In its 2020 forecast in November, the Canadian Association of Oilwell Drilling Contractors predicted 4,905 wells would be drilled in Canada this year, a slight increase over 2019 but less than half the 11,226 wells drilled in 2014.
Drillers had been pleased with activity levels so far this year but the plunging price that prompted oilsands producer Cenovus Energy Inc. to deeply slash its spending plans endangers that, said CAODC chief executive Mark Scholz.
“I would say if things get progressively worse, I can’t see how we would come close to our original forecast of a flat year,” he said in an interview on Tuesday.
“In fact, it would have to be downgraded significantly.”
Analysts said Canadian oil production this year is expected to fall as more producers follow Cenovus’s example.
The Calgary-based company announced Tuesday it would cut its capital spending plan for 2020 to between $900 million and $1 billion, down about 32 per cent from earlier plans for between $1.3 billion and $1.5 billion.
Financial observers were quick to compare the oil price meltdown with a similar situation in late 2014 that also involved the Saudis trying to assert control over global oil markets.
“Back in 2014 when the Saudis last decided to wage a market share battle, (West Texas Intermediate crude) fell from US$80 per barrel on U.S. Thanksgiving to a low of US$28 per barrel in 2016,” pointed out CIBC analyst Robert Catellier in a report.
“The result was a cancellation of as many as nine oilsands projects.”
On Monday, the April crude contract fell US$10.15 to US$31.13 per barrel.

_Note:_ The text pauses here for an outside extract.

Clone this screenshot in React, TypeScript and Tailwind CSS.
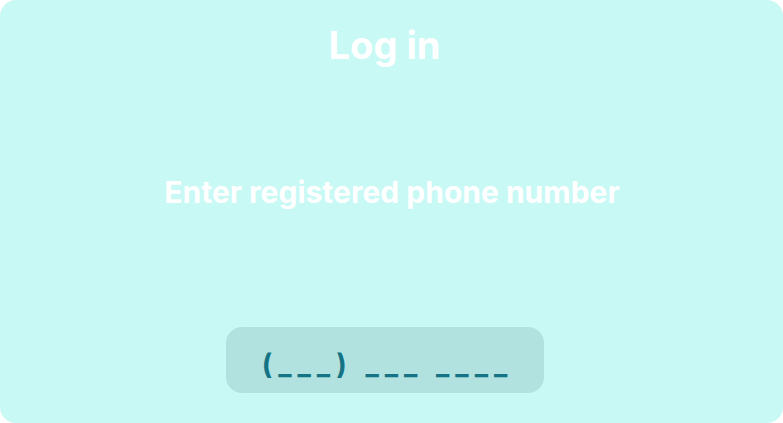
export default function App() {
  return (
    <div className="w-[783px] h-[423px] bg-white" style={{ fontFamily: "Inter, 'Noto Sans', sans-serif" }}>
      <div className="w-full h-full rounded-2xl bg-[#c8f9f5] flex flex-col items-center pr-[14px]">
        <h1 className="mt-[22px] text-[38px] leading-[46px] font-bold text-white">Log in</h1>
        <p className="mt-[106px] ml-[15px] text-[30px] leading-[36px] font-bold text-white">Enter registered phone number</p>
        <div className="mt-[117px] w-[318px] h-[66px] rounded-2xl bg-[#b1e2df] flex items-center justify-center pl-[6px]">
          <span className="text-[28px] leading-[34px] font-bold text-[#147384] tracking-[6px] pt-[8px]">(___) ___ ____</span>
        </div>
      </div>
    </div>
  );
}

On Tuesday, it regained US$3.23 to reach US$34.36 per barrel.
Tudor Pickering Holt & Co. analysts pointed out in a note that non-oilsands oil production in Western Canada fell by about 140,000 barrels per day from the end of 2015 to the summer of 2016 as companies halted spending on new wells.
“Given prevailing rhetoric that Canadian barrels trend along the higher end of the cash cost spectrum, particularly those from the oilsands, investor interest has perked up on the potential for Canada to be among the first to shut-in or decline given the rapid decline in crude prices,” they said.

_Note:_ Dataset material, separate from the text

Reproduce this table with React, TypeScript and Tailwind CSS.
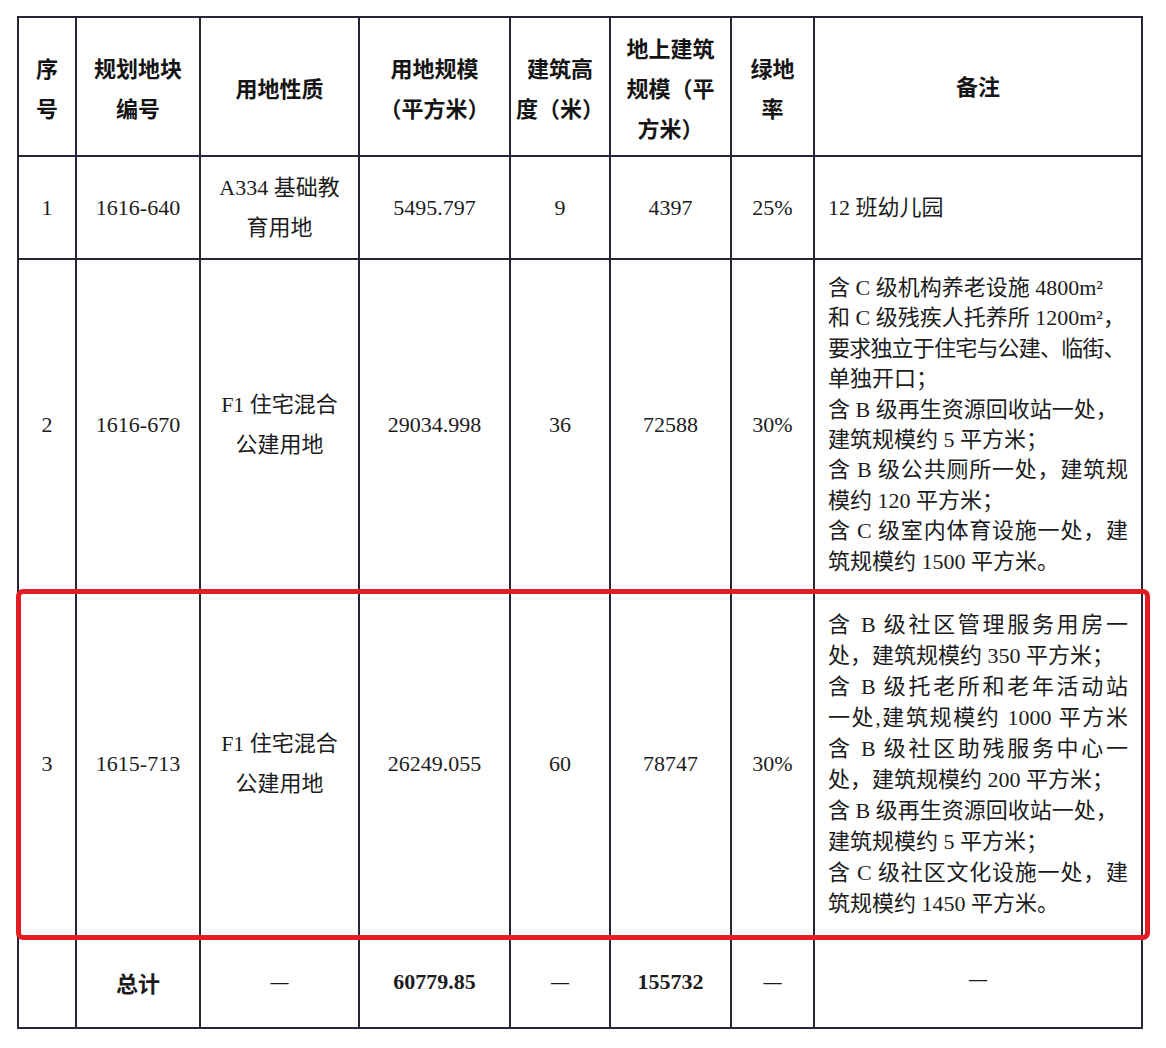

The fight between the major oil producers is being compounded by worries about lower global demand due to slower economic growth as a result of the novel coronavirus outbreak.

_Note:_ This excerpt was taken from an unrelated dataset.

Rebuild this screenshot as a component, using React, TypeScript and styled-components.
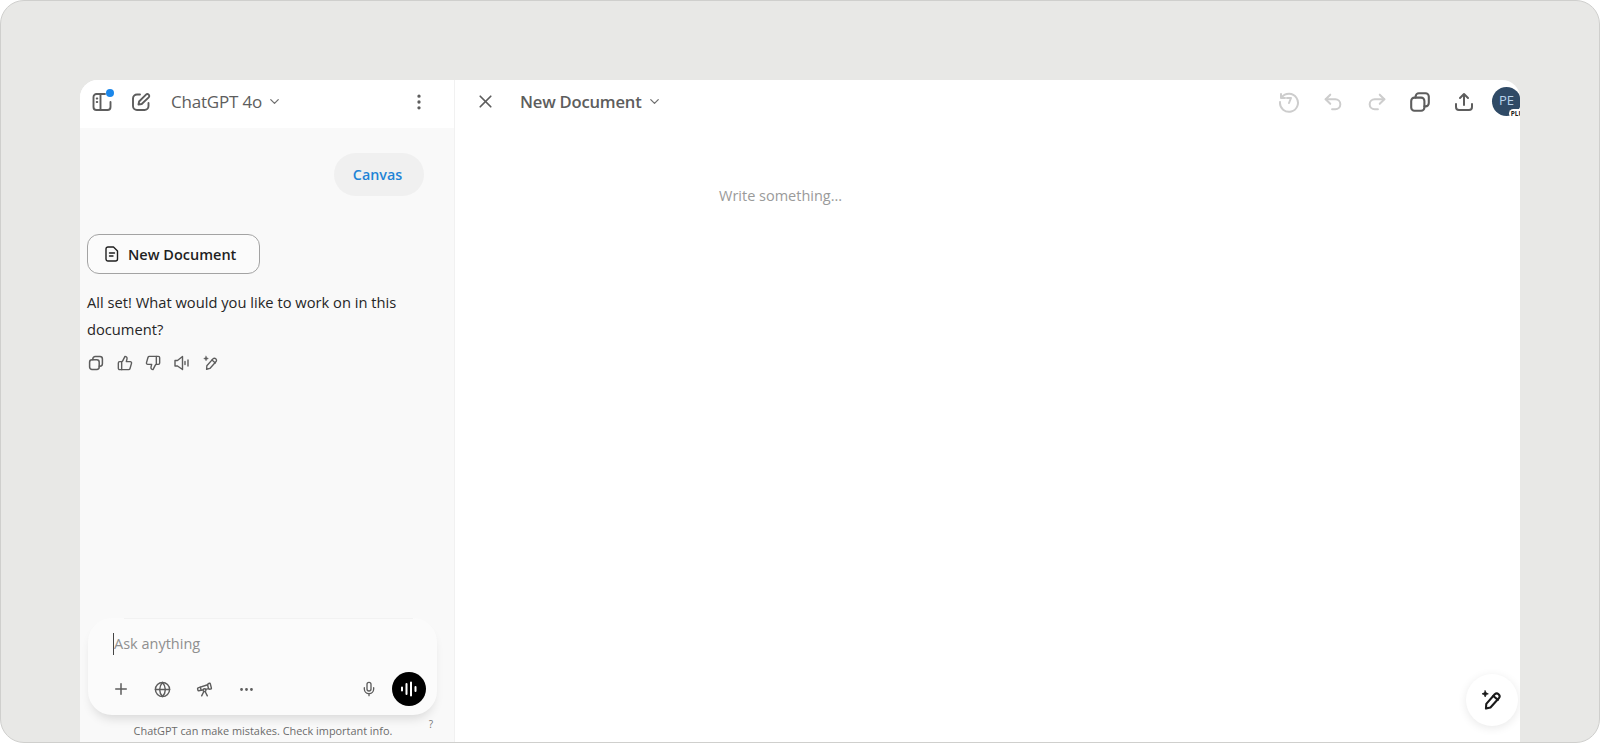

The COVID-19 situation will likely dissipate over time, Catellier said, but its presence in combination with volatile Saudi oil policy adds “considerable uncertainty” to the market.
Canada’s oil industry has survived price shocks in the past but the sector is less durable today because of pipeline project delays and cancellations, said Tim McMillan, president and CEO of the Canadian Association of Petroleum Producers.
He said the situation creates “immediate negative impacts” for Canada’s economy.
Cenovus also said Tuesday it will temporarily suspend its crude-by-rail program.
Under an Alberta program to give relief from its mandated oil production curtailments to companies that add crude-by-rail capacity, Cenovus had been increasing output in recent months.
Production this year, however, is now expected to total between 432,000 and 486,000 barrels of oil equivalent per day, down from its earlier guidance for between 472,000 and 496,000 barrels of oil equivalent per day.
Lower oil price forecasts had already resulted in spending cuts in the oilpatch before Monday.
Last week, Canadian Natural Resources Ltd. trimmed $100 million from its 2020 capital spending budget while warning it could cut another $300 million to $400 million if market turmoil continues.
A spokeswoman declined comment Tuesday when asked if that decision had been made.